E Walter dà i numeri. Sbagliati

da Roma

«Ci vorranno due o tre generazioni prima che si vinca di nuovo, con questi dirigenti non vinceremo mai». Le parole di Nanni Moretti dal palco di Piazza Navona nel 2002 riecheggiano nella mente dei militanti delusi del centrosinistra dopo la nuova sconfitta elettorale.
Soprattutto quando il leader Walter Veltroni si contorna nella conferenza stampa di ammissione della sconfitta da tutta la nomenklatura democrat per annunciare l’esito negativo della «grande rimonta». Ma è andata veramente così? È stato solo il destino cinico e baro a mettere fuori gioco il Partito democratico?
Peppino Caldarola, ex ds, non è di questa opinione e ieri dalle colonne del Riformista ha spento i residui entusiasmi del loft. Alla Camera, infatti, il Pd ha preso solo 162.015 voti in più dell’Ulivo del 2006. I due punti percentuali in più (dal 31,3 al 33,2%) conseguiti dai veltroniani sono frutto della maggiore astensione più che dell’aumento dei consensi.
Al Senato, ricorda Caldarola, è andata un po’ meglio perché il Partito democratico ha conseguito 1.400.390 voti in più (+6%) della somma Ds-Margherita del 2006 quando i due partiti andarono separati alla corsa verso Palazzo Madama. Lo slogan del «voto utile» ha attirato verso i democrat le preferenze degli elettori di sinistra più anziani che due anni orsono avevano a disposizione un ventaglio di offerta politica maggiore rispetto all’attuale.
C’è un «però»: alla frana della Sinistra arcobaleno non è corrisposta una proporzionale avanzata dei moderati. Infatti, anche un calcolo apparentemente più benevolo nei confronti del Pd alla fine si rivela impietoso per Veltroni & C. Basta prendere i dati delle elezioni per il Senato 2006 e assegnare ai Ds solo il 75,5% dei voti presi corrispondenti alle adesioni alla mozione Fassino dell’ultimo congresso.
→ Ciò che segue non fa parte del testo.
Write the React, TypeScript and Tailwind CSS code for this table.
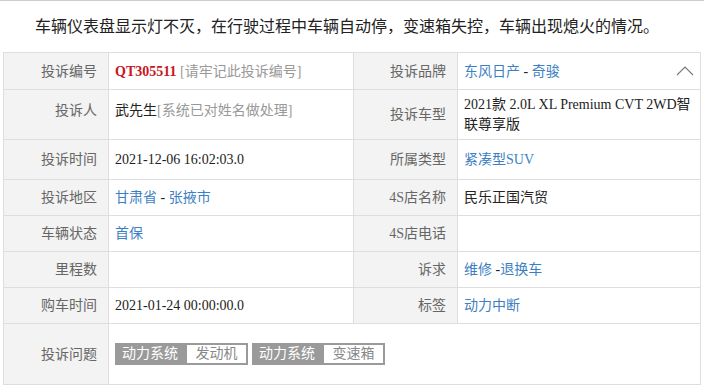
import React from 'react';

// Complaint detail sheet

const FONT = "font-['Liberation_Serif','Noto_Sans_CJK_SC',serif]";

const labelCls = 'bg-[#f3f3f3] text-[#666] text-right pr-[11px] border border-[#dedede] align-middle whitespace-nowrap';
const valueCls = 'bg-white text-[#222] pl-[6px] pr-2 border border-[#dedede] align-middle';
const linkCls = 'text-[#3d7fc4]';

function Tag({ head, tail }: { head: string; tail: string }) {
  return (
    <span className="inline-flex h-[22px] border-2 border-[#9a9a9a] text-[14px] leading-[18px]">
      <span className="bg-[#9a9a9a] text-white pl-[5px] flex items-center w-[70px]">{head}</span>
      <span className="bg-white text-[#888] flex items-center justify-center w-[59px]">{tail}</span>
    </span>
  );
}

export default function App() {
  return (
    <div className={`w-[704px] h-[387px] bg-white overflow-hidden ${FONT}`}>
      <div className="border-t border-[#cccccc] h-[52px] flex items-center pl-[35px] text-[16px] text-[#222]">
        车辆仪表盘显示灯不灭，在行驶过程中车辆自动停，变速箱失控，车辆出现熄火的情况。
      </div>
      <table className="ml-[3px] border-collapse table-fixed w-[697px] text-[14px]">
        <colgroup>
          <col className="w-[105px]" />
          <col className="w-[245px]" />
          <col className="w-[104px]" />
          <col className="w-[243px]" />
        </colgroup>
        <tbody>
          <tr className="h-[37px]">
            <td className={labelCls}>投诉编号</td>
            <td className={valueCls}>
              <span className="text-[#c8161d] font-bold">QT305511</span>{' '}
              <span className="text-[#999]">[请牢记此投诉编号]</span>
            </td>
            <td className={labelCls}>投诉品牌</td>
            <td className={valueCls}>
              <div className="flex items-center justify-between">
                <span>
                  <span className={linkCls}>东风日产</span> - <span className={linkCls}>奇骏</span>
                </span>
                <svg width="18" height="10" viewBox="0 0 18 10" className="mr-[-2px]">
                  <path d="M1 9 L9 1 L17 9" fill="none" stroke="#777" strokeWidth="1.1" />
                </svg>
              </div>
            </td>
          </tr>
          <tr className="h-[50px]">
            <td className={`${labelCls} pb-[8px]`}>投诉人</td>
            <td className={`${valueCls} pb-[8px]`}>
              武先生<span className="text-[#999]">[系统已对姓名做处理]</span>
            </td>
            <td className={labelCls}>投诉车型</td>
            <td className={`${valueCls} pr-0 leading-[20px]`}>2021款 2.0L XL Premium CVT 2WD智联尊享版</td>
          </tr>
          <tr className="h-[40px]">
            <td className={labelCls}>投诉时间</td>
            <td className={valueCls}>2021-12-06 16:02:03.0</td>
            <td className={labelCls}>所属类型</td>
            <td className={valueCls}>
              <span className={linkCls}>紧凑型SUV</span>
            </td>
          </tr>
          <tr className="h-[36px]">
            <td className={labelCls}>投诉地区</td>
            <td className={valueCls}>
              <span className={linkCls}>甘肃省</span> - <span className={linkCls}>张掖市</span>
            </td>
            <td className={labelCls}>4S店名称</td>
            <td className={valueCls}>民乐正国汽贸</td>
          </tr>
          <tr className="h-[36px]">
            <td className={labelCls}>车辆状态</td>
            <td className={valueCls}>
              <span className={linkCls}>首保</span>
            </td>
            <td className={labelCls}>4S店电话</td>
            <td className={valueCls}></td>
          </tr>
          <tr className="h-[36px]">
            <td className={labelCls}>里程数</td>
            <td className={valueCls}></td>
            <td className={labelCls}>诉求</td>
            <td className={valueCls}>
              <span className={linkCls}>维修</span> -<span className={linkCls}>退换车</span>
            </td>
          </tr>
          <tr className="h-[36px]">
            <td className={labelCls}>购车时间</td>
            <td className={valueCls}>2021-01-24 00:00:00.0</td>
            <td className={labelCls}>标签</td>
            <td className={valueCls}>
              <span className={linkCls}>动力中断</span>
            </td>
          </tr>
          <tr className="h-[61px]">
            <td className={labelCls}>投诉问题</td>
            <td className={`${valueCls} pl-[5px]`} colSpan={3}>
              <div className="flex gap-[4px]">
                <Tag head="动力系统" tail="发动机" />
                <Tag head="动力系统" tail="变速箱" />
              </div>
            </td>
          </tr>
        </tbody>
      </table>
    </div>
  );
}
A questi si sommano i voti della Margherita depurati delle 80mila preferenze andate all’Unione democratica di Bordon e Manzione, alla metà dei voti della Rnp (vista la presenza dei radicali nelle liste) e a un terzo dei voti Udeur (nell’ipotesi che gli «orfani» di Mastella si siano distribuiti uniformemente nei tre poli). Si ottiene un risultato di 8.682.251 voti che farebbe presumere un recupero del Pd di circa 2,36 milioni di preferenze.
Ipotizzando che i voti dei «mussiani» di Sd e dei socialisti di Angius andassero interamente all’Arcobaleno e ai boselliani si ottengono infatti risultati veramente impietosi per gli altri due partiti di sinistra. Escludendo le preferenze alle formazioni trotzkiste (Pcl, Sinistra critica e gli altri hanno ottenuto poco più di 400mila preferenze), comunisti e verdi hanno disperso un patrimonio potenziale di 3.368.484 voti. Idem per i socialisti che potevano contare anche su metà del bacino Rnp di due anni fa e sul piccolo partito di Bobo Craxi (che nel 2006 corse con Prodi). Risultato: 887mila voti andati in fumo.
Pur ammettendo che qualcuno dei 428mila voti guadagnati dai dipietristi venisse da quest’area, il Pd può avere a malapena recuperato la metà dei consensi persi dall’estrema sinistra e dai socialisti. In pratica, è come se si fosse riportato a casa i voti potenziali di Mussi e di Angius (circa 1,5 milioni) più qualche spicciolo. Dato che evidenzia come anche il Pd potrebbe essere stato colpito dall’astensionismo. Ripetendo l’identico ragionamento anche per la Camera il guadagno salirebbe dai famosi 162.315 a 1.442.619 voti. Sinistra arcobaleno e socialisti, però, nel complesso hanno lasciato sul campo 3,3 milioni di voti. In questo caso il Pd non ha riguadagnato nemmeno tutti i voti che avrebbero dovuto portarsi in dote Mussi e Angius (1,8 milioni). L’exploit di Di Pietro ha portato nella coalizione di centrosinistra oltre 716mila consensi in più per Montecitorio, ma nel confronto con due anni fa si materializza ancora una volta il fenomeno astensione oltre al travaso di voti «operai» verso la Lega Nord.


Come ha fatto notare lo stesso Caldarola, in Lombardia, in Piemonte o anche nella Campania tanto decantata da Bassolino il Pd ha guadagnato qualche punto percentuale che non ha mai compensato il salasso della Sinistra che ha perso circa il 75% delle preferenze. Anche Caldarola, forse, la pensa come Moretti.